Feminism tells us ‘we can have it all.’ Is this possible? Even if it is possible, should we have it all?
Feminism after World War Two told women to leave the home and have a career. Now it’s more of a relaxed approach where domestic arts are not frowned upon, and feminists believe in the importance of marriage and motherhood. It’s even trendy now to be domestic. Today it’s cute and desirable to be a woman who bakes bread, knits, and throws Pinterest-worthy birthday parties for her kids.
Now we see the post World War Two career woman married to the domestically cute wife and mother. We have to be both. Do it all and be it all. The social pressure is high to become a one woman juggling act and add one more ball.
We have to race to the top of the corporate ladder as fast as the men, be as successful outside the home as inside the home, still come home and cook healthy meals for our families, help with homework, do house chores, bake cookies, and still find time to be beautiful and skinny. Women keep pressuring women to do it all and be it all. In the feminist quest to be like (or even better) than men we’ve beat up our own sex.
The Juggling Act
Pick up the phone, women, reality is calling and she’s saying you can’t have it all. Well, you can, but something in your life will suffer. Your career might suffer, your marriage might fall apart, your children will not have your full attention, or your health might take a dive. When juggling so much it’s inevitable that something will be subpar. It’s time to stop believing the cultural lie forced on us in our fast-paced society. It’s time to lay down our pride and know we can’t do it all.
Anne-Marie Slaughter says it perfectly in her article, “Why Women Still Can’t Have It All,”
“All my life, I’d been on the other side of this exchange. I’d been the woman smiling the faintly superior smile while another woman told me she had decided to take some time out or pursue a less competitive career track so that she could spend more time with her family. I’d been the woman congratulating herself on her unswerving commitment to the feminist cause, chatting smugly with her dwindling number of college or law-school friends who had reached and maintained their place on the highest rungs of their profession. I’d been the one telling young women at my lectures that you can have it all and do it all, regardless of what field you are in. Which means I’d been part, albeit unwittingly, of making millions of women feel that they are to blame if they cannot manage to rise up the ladder as fast as men and also have a family and an active home life (and be thin and beautiful to boot).”
In his book, “Essentialism: The Disciplined Pursuit of Less,” Greg Mckeown says:
“The idea that we can have it all and do it all is not new. This myth has been peddled for so long, I believe virtually everyone alive is infected with it. It is sold in advertising. It is championed in corporations…What is new is how especially damaging this myth is today, in a time when choice and expectations have increased exponentially. It results in stressed people trying to cram yet more activities into their already over scheduled lives.”
He goes on to say:
“It’s not just the number of choices that has increased exponentially, it is also the strength and number of outside influences on our decisions that has increased….The larger issue is how our connectedness has increased the strength of social pressure. Today, technology has lowered the barrier for others to share their opinion about what we should be focusing on. It is not just information overload; it is opinion overload.”
The Weariness of it All
It’s time to stop the comparisons, judgements, and pressures among women and slow down. For Christians there is only one opinion that matters: God’s opinion. God views us through his Son, and thereby we are perfect in his sight.

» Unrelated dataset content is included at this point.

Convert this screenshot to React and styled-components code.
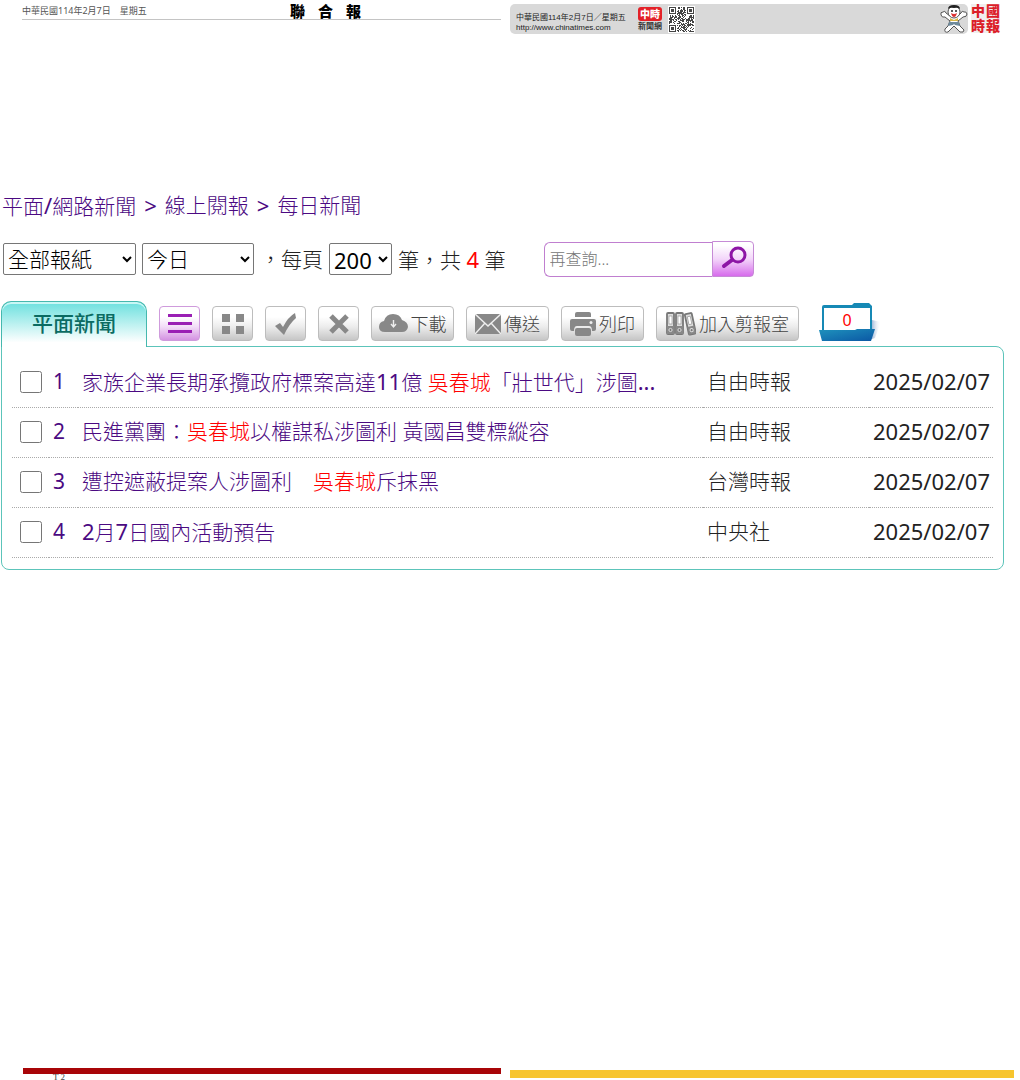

God is also omnipresent (he is everywhere at once.) Just like Adam and Eve, we can still eat the forbidden fruit today and try to be like God. Yet, God knows we are not like him; he knows we are weak and limited. As such, he created sleep for us and commands us to rest.
Our God is the one who said, “Come to me all you who are weary and heavy laden and I will give you rest” (Matthew 11:28-30.) There is only one who can do it all. Jesus Christ. He is the one who took our heavy burden of sin away, and exchanged it for his light burden and easy yoke. The good news is that Jesus has already done it all. It’s finished, and now we truly have it all.